My annual re-read of Their Eyes Were Watching God
And thank you for sharing your reading thoughts with me.
Every year around Valentine’s Day, I track down the latest copy of Their Eyes Were Watching God in my house and I come to it looking for all the manifestations of love and beautiful sentences I have missed since the last time I read it.
The beginning, where Janie Crawford is sitting among the blooming flowers of a tree talking to her friend Pheoby who has her words “in her mouf,” telling her all the horizons her soul has seen since she last sent the town’s tongues to wagging. In the annals of Black female friendship and sisterhood and sister friends in literature, Their Eyes Were Watching God ranks up there in terms of a beautiful opening scene. There is no intimacy like telling your girl all the mess that went down with the people you thought you’d love forever.
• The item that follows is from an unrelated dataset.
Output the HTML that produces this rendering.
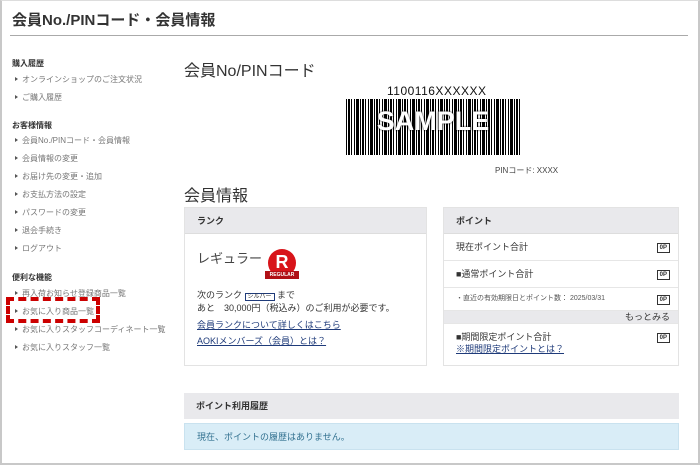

I must have read this book for the first time when I was assigned it. I was 15, on my way to boarding school and completely in awe of the work Alice Walker had done to honor Hurston — a Capricorn writer like me. I loved the cover, woodcut beauty in green and teal and purple highlights.
But I was most smitten with the dynamic love of Janie. This willful Southern woman, whose grandma was trying to look out for her and marry her off as soon as she began to blossom, could not have imagined a man like Jody Starks or Logan Killicks or Tea Cake even. All she could see was security -- or the guise of it — as the love that would go on and continue for her beloved grandchild.
And what a lesson in the seasons of love and loving and lovers, how they rise and fall, they rise with passion and heat like the summer and freeze, threatening to keep us stuck in place, like the intolerant tundra that is winter. There’s a lesson here, too, about how to begin and how to end - that last line, she called her soul to come and see? Epic.